— Begin Source excerpt —

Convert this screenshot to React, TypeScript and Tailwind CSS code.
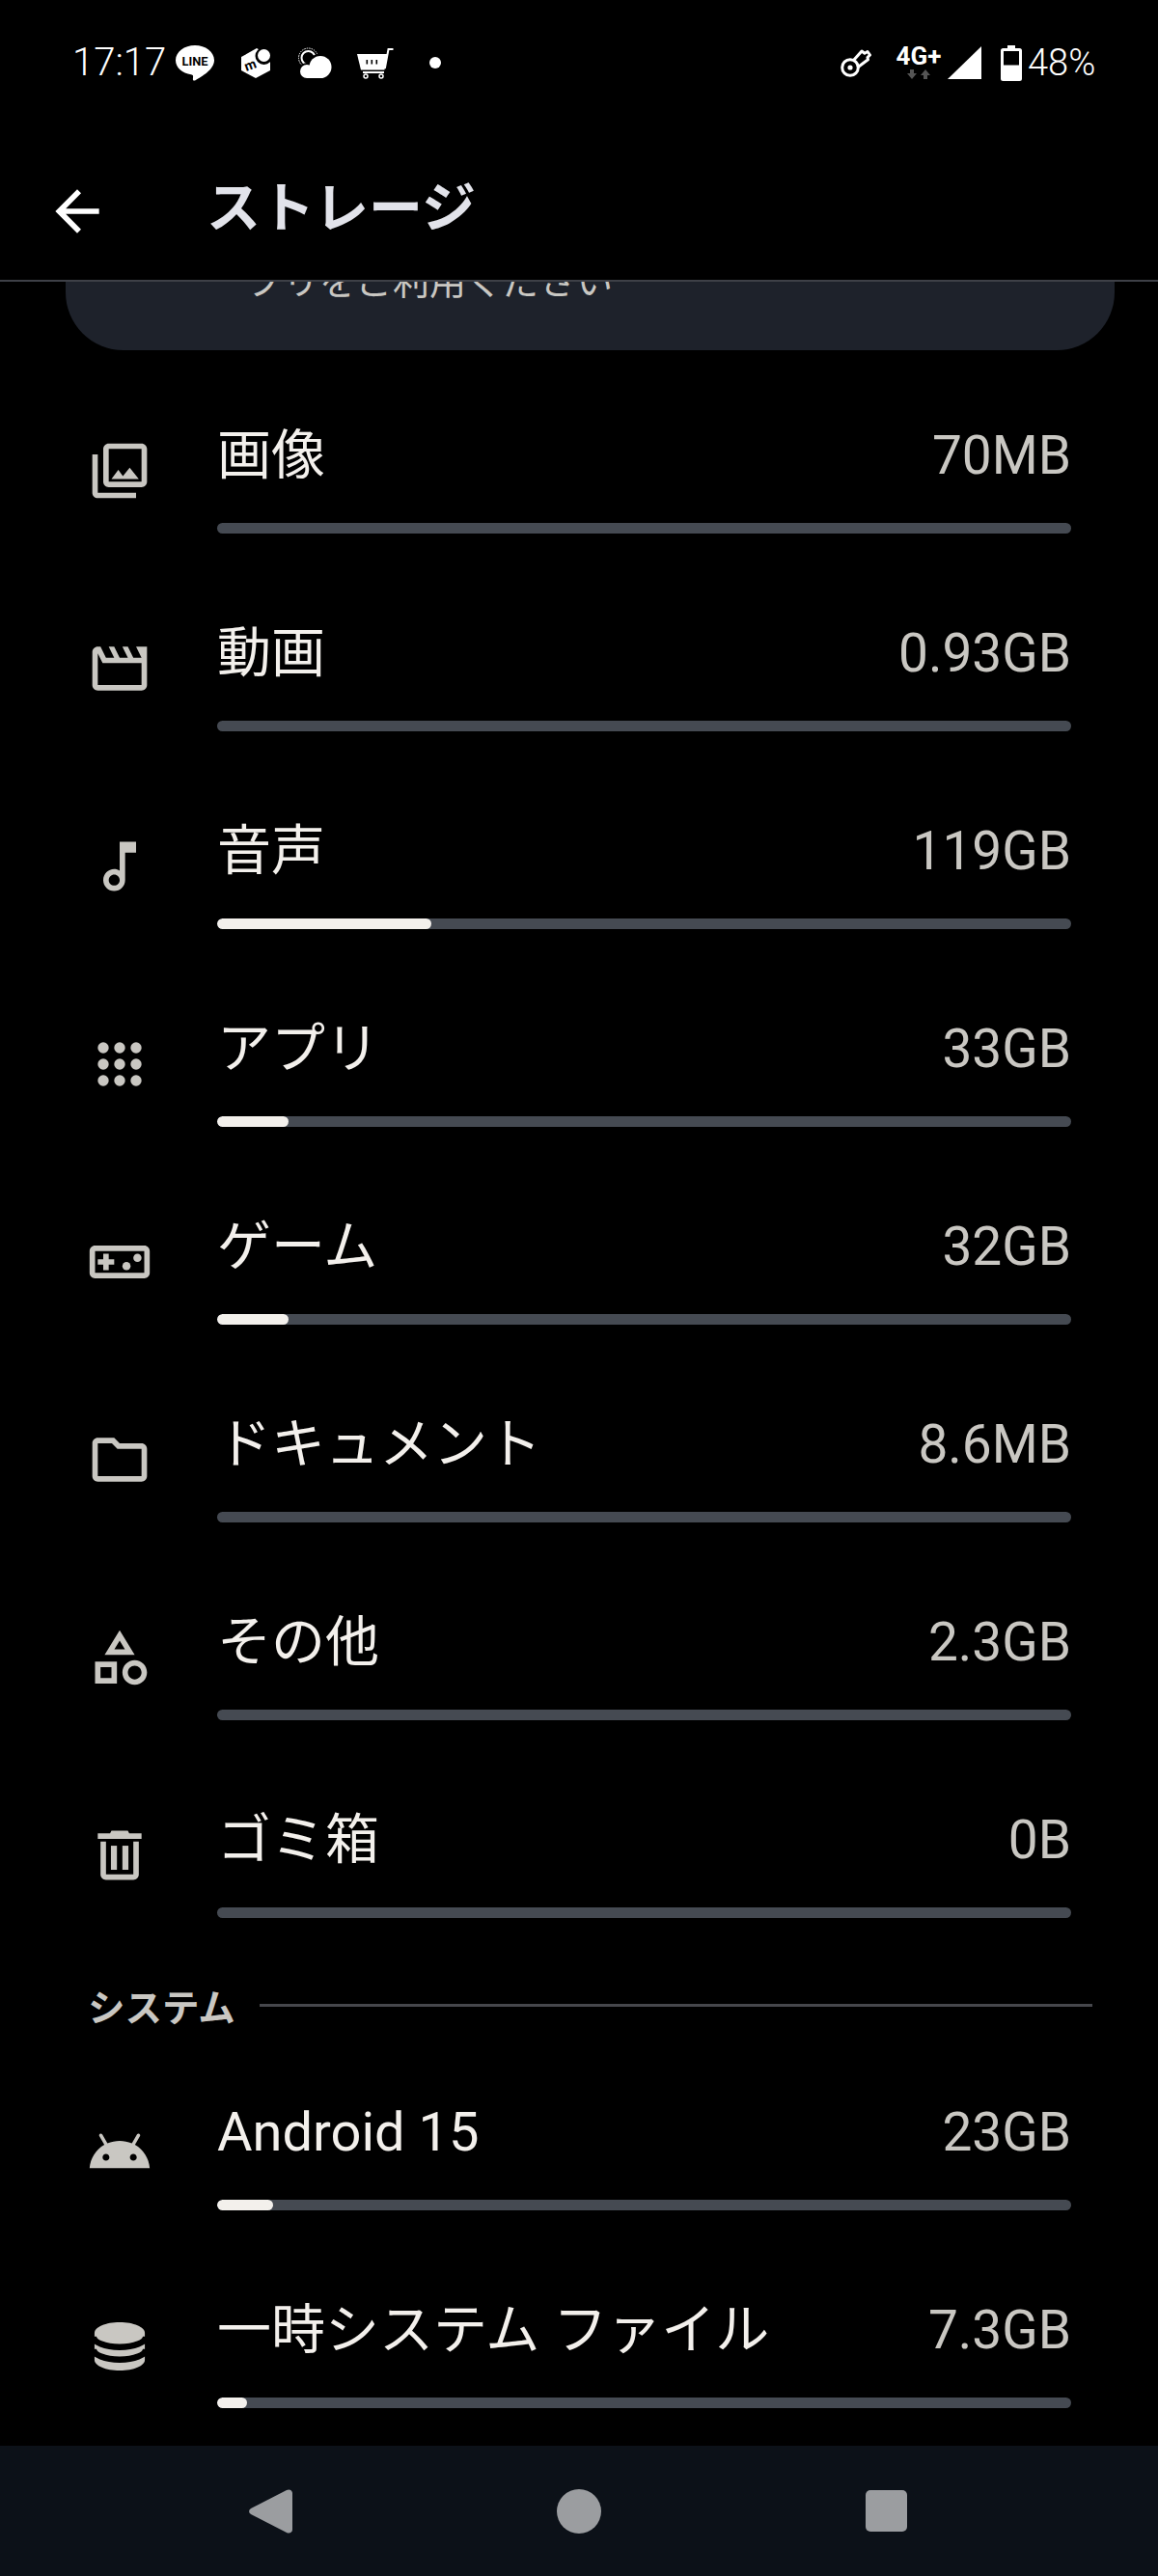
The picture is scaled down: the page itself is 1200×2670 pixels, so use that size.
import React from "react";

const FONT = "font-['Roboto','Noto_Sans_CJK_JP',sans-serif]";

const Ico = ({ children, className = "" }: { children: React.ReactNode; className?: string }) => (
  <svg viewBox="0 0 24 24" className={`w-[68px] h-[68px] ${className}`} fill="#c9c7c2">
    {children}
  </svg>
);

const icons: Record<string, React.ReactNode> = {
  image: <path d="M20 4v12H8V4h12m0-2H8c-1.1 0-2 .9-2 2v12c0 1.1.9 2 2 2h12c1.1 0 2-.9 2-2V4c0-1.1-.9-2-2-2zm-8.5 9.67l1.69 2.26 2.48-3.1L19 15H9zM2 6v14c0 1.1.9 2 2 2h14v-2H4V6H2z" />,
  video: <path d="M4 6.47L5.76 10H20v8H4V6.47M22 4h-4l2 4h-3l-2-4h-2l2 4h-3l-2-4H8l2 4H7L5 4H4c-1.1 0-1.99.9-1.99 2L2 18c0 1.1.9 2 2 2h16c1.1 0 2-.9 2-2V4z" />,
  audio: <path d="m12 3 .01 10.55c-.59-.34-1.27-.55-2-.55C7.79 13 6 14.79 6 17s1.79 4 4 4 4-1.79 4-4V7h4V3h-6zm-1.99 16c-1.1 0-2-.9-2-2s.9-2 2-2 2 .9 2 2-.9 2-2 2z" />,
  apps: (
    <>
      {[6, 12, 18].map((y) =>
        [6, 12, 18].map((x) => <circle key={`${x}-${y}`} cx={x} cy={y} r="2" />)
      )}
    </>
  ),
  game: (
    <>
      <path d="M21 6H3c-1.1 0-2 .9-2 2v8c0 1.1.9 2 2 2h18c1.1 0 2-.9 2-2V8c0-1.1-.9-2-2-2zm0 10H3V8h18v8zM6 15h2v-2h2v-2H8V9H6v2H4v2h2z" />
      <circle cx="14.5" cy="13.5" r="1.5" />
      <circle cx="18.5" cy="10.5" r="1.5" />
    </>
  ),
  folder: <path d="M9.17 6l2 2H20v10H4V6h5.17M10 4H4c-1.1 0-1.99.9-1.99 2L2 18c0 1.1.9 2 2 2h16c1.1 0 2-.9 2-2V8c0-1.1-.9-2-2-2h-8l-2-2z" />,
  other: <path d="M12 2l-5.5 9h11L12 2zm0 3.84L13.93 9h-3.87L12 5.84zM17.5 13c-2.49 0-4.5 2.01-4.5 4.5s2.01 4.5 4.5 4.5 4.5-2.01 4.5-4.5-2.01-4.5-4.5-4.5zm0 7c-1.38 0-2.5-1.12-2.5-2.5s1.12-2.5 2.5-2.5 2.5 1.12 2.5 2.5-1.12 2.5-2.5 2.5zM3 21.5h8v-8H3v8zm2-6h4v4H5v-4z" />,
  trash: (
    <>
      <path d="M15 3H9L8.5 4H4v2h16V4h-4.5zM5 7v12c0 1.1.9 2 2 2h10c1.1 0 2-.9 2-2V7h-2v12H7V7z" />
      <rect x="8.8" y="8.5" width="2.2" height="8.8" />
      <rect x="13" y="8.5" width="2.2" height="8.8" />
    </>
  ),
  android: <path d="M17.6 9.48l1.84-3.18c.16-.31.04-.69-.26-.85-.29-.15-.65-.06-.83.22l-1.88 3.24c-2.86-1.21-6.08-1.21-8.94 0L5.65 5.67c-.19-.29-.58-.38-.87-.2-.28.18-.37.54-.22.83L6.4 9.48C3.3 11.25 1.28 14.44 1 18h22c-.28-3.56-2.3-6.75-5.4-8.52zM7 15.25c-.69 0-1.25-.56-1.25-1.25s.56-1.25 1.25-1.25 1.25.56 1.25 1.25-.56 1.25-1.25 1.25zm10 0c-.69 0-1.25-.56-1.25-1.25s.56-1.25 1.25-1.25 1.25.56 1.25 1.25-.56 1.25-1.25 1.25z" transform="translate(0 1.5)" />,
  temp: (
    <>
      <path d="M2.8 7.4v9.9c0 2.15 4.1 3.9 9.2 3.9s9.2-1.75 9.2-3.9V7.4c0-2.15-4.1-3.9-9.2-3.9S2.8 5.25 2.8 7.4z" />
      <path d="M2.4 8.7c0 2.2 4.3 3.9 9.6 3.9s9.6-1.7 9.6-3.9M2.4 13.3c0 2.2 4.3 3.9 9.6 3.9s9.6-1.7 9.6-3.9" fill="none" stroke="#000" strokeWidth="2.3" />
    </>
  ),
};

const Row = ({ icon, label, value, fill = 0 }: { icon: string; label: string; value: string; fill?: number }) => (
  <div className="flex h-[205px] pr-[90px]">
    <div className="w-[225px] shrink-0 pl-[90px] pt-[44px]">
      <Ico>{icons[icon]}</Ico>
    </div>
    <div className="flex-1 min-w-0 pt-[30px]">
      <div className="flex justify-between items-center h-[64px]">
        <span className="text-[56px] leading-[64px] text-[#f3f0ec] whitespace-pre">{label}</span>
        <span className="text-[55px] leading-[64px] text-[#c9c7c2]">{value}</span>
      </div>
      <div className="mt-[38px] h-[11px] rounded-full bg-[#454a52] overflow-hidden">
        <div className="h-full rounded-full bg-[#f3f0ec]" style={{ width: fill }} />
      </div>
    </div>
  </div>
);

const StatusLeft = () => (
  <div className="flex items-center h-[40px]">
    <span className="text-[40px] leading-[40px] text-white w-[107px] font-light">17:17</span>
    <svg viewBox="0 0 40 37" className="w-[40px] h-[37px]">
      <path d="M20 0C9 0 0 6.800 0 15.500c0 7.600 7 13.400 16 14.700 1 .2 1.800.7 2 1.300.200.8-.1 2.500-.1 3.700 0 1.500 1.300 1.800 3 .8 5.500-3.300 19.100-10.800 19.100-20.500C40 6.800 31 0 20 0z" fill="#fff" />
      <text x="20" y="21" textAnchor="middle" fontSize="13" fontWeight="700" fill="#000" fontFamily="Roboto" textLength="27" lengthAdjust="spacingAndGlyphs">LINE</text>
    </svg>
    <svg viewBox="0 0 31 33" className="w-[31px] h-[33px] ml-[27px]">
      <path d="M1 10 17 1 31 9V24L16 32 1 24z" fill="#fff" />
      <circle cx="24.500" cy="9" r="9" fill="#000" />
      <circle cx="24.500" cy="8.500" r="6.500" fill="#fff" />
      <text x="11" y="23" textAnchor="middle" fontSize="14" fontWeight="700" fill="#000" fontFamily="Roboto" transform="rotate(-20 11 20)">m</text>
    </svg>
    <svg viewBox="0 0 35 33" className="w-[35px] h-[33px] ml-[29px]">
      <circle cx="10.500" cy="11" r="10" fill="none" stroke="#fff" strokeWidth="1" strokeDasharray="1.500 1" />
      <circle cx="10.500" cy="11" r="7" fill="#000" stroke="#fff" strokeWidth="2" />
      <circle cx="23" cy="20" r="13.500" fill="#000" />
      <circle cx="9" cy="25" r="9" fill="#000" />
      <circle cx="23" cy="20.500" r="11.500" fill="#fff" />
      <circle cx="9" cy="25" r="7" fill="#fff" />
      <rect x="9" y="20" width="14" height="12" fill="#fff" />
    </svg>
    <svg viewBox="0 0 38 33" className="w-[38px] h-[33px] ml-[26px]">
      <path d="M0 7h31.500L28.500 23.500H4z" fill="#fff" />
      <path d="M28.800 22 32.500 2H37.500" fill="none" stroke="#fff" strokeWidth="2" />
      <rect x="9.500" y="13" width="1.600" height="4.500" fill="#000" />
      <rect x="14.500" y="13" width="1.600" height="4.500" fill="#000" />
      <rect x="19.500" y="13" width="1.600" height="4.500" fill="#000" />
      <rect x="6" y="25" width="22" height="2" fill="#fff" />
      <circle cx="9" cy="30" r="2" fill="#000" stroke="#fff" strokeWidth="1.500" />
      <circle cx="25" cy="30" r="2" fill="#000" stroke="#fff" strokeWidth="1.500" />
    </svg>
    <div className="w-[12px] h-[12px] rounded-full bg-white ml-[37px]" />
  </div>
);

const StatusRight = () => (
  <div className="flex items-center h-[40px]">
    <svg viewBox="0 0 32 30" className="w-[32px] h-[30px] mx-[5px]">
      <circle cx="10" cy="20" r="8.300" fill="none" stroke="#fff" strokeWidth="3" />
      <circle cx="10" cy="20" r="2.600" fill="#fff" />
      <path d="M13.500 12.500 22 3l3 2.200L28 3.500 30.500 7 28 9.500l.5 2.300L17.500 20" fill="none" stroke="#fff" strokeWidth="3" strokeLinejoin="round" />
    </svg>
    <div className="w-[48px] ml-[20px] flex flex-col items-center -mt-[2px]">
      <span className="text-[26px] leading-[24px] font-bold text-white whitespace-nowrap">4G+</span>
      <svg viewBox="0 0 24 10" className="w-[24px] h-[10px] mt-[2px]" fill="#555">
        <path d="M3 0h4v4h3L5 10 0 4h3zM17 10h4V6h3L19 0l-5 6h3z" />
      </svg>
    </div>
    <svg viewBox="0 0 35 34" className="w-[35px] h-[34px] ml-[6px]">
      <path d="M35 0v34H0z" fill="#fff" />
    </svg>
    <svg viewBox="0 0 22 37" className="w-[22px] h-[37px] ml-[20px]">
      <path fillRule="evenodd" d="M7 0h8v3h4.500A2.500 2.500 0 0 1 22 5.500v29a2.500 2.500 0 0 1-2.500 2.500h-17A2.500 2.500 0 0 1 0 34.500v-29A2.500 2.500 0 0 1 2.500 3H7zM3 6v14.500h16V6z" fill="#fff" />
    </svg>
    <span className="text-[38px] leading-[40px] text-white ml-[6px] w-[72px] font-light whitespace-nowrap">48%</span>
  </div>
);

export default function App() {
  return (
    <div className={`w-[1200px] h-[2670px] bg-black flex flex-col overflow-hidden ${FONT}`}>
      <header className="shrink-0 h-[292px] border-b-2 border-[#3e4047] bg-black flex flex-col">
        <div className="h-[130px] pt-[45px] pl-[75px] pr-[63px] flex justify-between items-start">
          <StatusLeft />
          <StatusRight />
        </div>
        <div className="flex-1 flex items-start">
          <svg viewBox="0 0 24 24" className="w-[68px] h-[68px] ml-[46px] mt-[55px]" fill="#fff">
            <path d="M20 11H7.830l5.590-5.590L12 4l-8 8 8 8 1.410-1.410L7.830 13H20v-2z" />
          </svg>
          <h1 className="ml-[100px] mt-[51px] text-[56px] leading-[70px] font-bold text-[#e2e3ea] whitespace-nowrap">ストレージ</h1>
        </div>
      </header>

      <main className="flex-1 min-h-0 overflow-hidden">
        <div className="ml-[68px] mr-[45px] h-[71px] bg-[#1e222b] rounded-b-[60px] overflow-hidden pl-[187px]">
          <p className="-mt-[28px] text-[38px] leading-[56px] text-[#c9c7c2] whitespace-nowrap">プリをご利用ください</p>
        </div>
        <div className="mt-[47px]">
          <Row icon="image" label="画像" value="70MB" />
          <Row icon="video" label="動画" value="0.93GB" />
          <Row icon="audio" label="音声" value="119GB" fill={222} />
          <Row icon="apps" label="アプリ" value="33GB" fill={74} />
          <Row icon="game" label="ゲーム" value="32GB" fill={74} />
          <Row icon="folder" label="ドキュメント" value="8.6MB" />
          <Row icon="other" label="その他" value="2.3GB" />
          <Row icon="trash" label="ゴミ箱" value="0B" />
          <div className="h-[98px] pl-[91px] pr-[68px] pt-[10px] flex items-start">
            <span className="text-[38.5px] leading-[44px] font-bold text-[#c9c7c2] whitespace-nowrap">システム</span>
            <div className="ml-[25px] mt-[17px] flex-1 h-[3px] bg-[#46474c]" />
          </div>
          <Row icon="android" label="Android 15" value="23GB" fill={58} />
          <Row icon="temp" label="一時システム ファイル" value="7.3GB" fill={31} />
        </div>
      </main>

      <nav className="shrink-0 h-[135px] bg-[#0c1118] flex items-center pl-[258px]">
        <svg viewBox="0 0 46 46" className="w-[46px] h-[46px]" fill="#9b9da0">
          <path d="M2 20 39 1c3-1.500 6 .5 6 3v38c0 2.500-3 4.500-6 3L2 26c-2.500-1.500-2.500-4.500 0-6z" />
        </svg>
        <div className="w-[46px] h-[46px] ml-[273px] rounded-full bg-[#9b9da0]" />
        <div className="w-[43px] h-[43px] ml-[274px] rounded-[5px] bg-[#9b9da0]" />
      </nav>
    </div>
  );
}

— End Source excerpt —

Exercise details: Filter the listing above for the string "React" and copy every matching line.

In response:
Convert this screenshot to React, TypeScript and Tailwind CSS code.
import React from "react";
const Ico = ({ children, className = "" }: { children: React.ReactNode; className?: string }) => (
const icons: Record<string, React.ReactNode> = {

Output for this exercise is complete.